• _BRIEF_
Gather every line holding the string "screenshot".

• _SUPPLIED INFORMATION_
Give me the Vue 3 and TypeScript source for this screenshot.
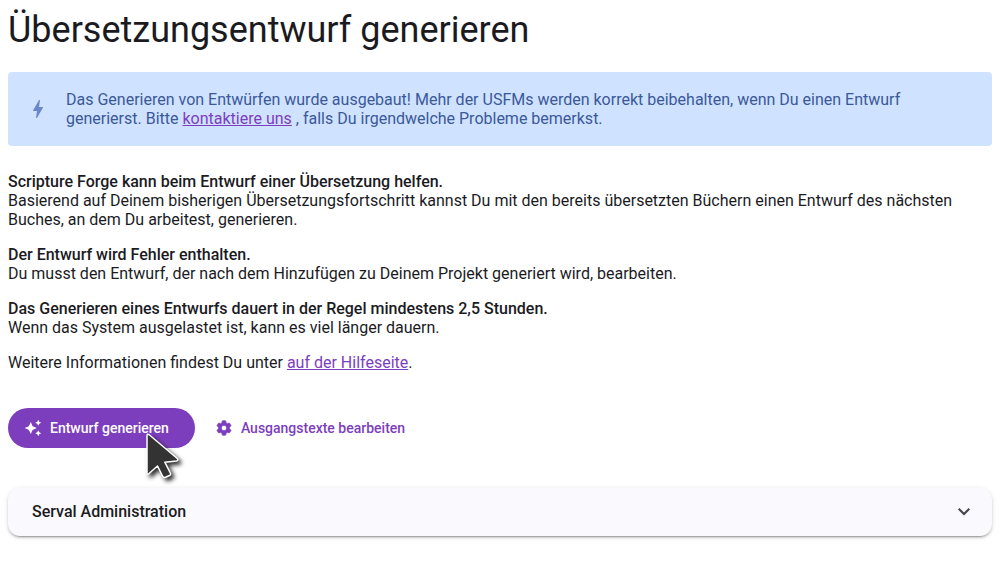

==

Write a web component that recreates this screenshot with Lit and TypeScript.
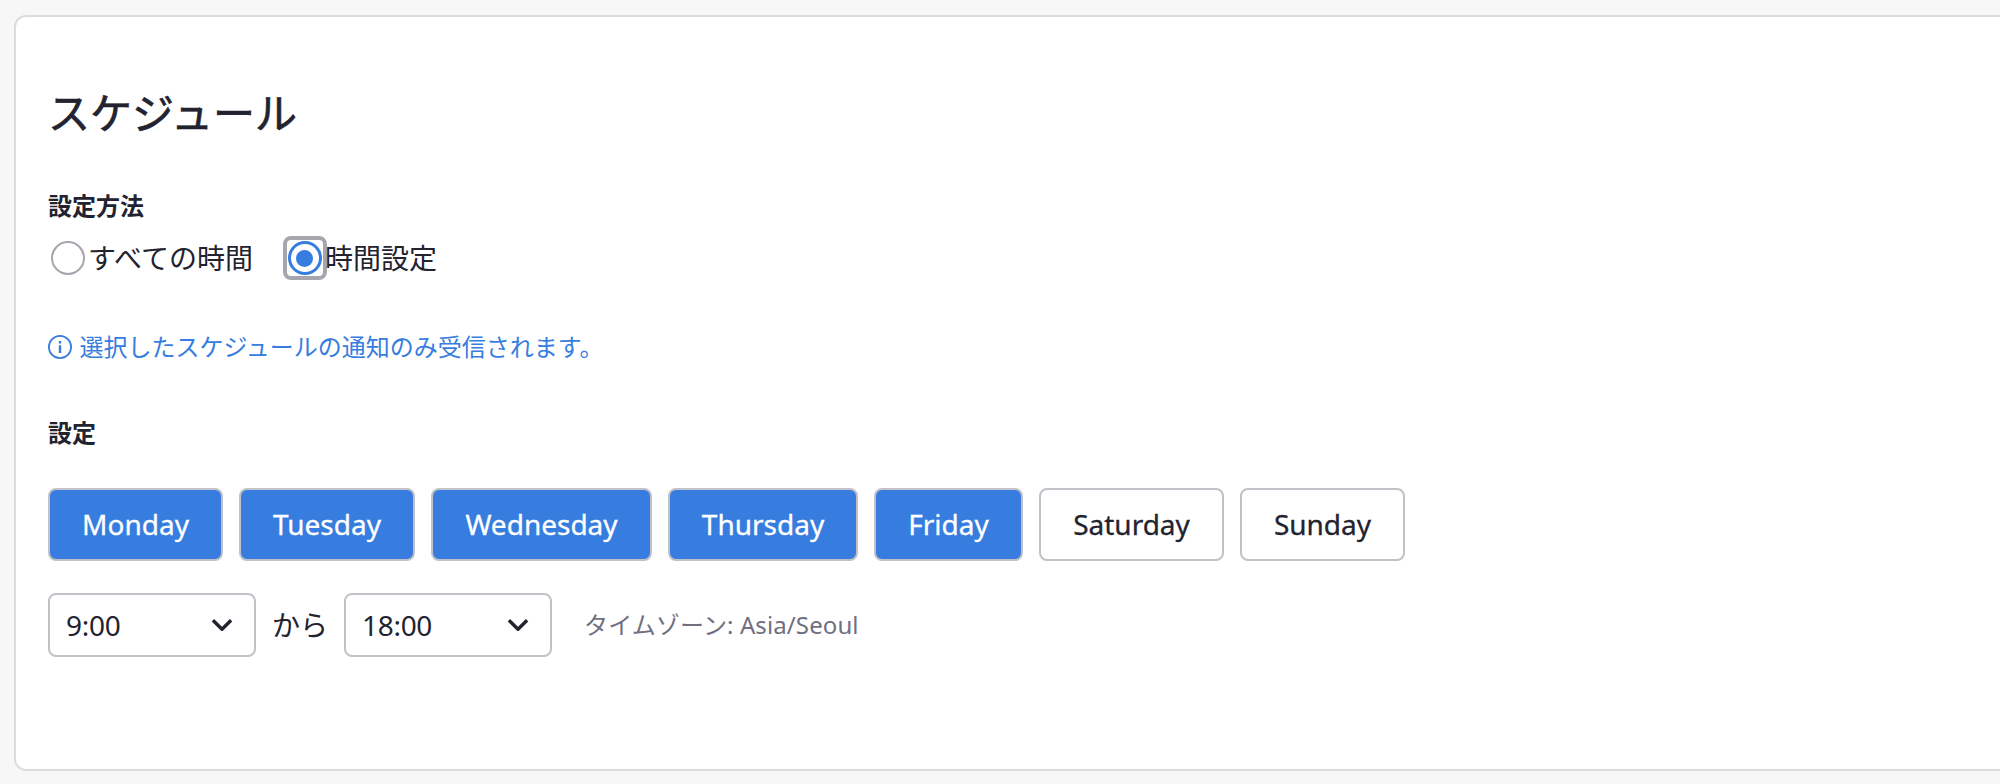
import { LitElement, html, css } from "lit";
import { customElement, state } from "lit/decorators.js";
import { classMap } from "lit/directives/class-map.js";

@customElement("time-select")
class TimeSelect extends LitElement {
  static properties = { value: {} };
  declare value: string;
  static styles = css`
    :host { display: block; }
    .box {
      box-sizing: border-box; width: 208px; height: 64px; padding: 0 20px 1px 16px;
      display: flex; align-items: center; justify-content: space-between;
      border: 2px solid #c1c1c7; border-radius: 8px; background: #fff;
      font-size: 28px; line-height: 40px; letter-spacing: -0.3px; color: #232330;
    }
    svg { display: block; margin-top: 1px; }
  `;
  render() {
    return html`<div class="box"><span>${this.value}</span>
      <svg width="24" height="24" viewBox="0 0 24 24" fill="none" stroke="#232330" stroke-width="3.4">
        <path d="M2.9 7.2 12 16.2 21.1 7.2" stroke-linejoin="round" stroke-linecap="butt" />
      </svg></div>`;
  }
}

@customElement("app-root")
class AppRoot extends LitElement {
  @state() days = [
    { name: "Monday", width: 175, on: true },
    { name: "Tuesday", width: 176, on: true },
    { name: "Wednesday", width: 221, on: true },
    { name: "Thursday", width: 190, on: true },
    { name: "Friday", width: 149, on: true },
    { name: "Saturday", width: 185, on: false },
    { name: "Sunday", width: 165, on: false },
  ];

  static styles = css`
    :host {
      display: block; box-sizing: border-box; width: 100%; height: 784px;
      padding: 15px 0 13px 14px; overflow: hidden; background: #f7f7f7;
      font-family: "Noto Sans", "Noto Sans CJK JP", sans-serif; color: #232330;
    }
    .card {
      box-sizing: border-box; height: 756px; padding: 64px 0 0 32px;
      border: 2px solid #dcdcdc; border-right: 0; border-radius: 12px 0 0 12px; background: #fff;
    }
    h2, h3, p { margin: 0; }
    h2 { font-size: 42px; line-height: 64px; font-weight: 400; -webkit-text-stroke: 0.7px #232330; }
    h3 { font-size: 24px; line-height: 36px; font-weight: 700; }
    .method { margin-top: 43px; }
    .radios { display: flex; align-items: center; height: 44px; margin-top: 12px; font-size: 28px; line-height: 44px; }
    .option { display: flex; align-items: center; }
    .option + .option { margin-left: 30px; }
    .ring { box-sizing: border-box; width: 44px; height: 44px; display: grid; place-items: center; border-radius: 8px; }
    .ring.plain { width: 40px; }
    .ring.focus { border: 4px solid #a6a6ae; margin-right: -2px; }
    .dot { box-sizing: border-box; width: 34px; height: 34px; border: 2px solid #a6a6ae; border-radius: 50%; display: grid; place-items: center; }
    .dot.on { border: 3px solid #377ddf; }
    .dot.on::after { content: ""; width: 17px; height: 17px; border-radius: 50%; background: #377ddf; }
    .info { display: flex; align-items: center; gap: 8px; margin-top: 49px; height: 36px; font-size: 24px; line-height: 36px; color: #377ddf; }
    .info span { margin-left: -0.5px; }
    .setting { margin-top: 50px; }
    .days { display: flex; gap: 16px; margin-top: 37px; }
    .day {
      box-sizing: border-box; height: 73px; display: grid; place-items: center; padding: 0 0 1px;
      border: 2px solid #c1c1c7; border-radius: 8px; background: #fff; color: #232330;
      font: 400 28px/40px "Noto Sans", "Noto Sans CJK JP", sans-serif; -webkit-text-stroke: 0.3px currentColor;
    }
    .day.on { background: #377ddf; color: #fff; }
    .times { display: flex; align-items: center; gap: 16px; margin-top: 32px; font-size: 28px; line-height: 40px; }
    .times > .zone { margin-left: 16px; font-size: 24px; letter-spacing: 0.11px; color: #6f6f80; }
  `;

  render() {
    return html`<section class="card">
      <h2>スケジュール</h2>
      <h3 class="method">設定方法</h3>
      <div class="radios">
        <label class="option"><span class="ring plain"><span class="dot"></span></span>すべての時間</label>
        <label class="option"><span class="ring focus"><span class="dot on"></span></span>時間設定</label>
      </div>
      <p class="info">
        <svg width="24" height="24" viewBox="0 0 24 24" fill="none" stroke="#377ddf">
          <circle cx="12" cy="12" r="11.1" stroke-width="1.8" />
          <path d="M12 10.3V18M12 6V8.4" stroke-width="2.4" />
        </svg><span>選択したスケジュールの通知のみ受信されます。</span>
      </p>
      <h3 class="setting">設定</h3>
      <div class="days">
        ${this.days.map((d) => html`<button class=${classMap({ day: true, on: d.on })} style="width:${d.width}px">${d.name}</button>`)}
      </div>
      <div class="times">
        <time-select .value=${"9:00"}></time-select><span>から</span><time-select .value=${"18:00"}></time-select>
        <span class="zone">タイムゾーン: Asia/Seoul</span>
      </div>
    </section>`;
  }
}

• _FULL RESPONSE_
Give me the Vue 3 and TypeScript source for this screenshot.
Write a web component that recreates this screenshot with Lit and TypeScript.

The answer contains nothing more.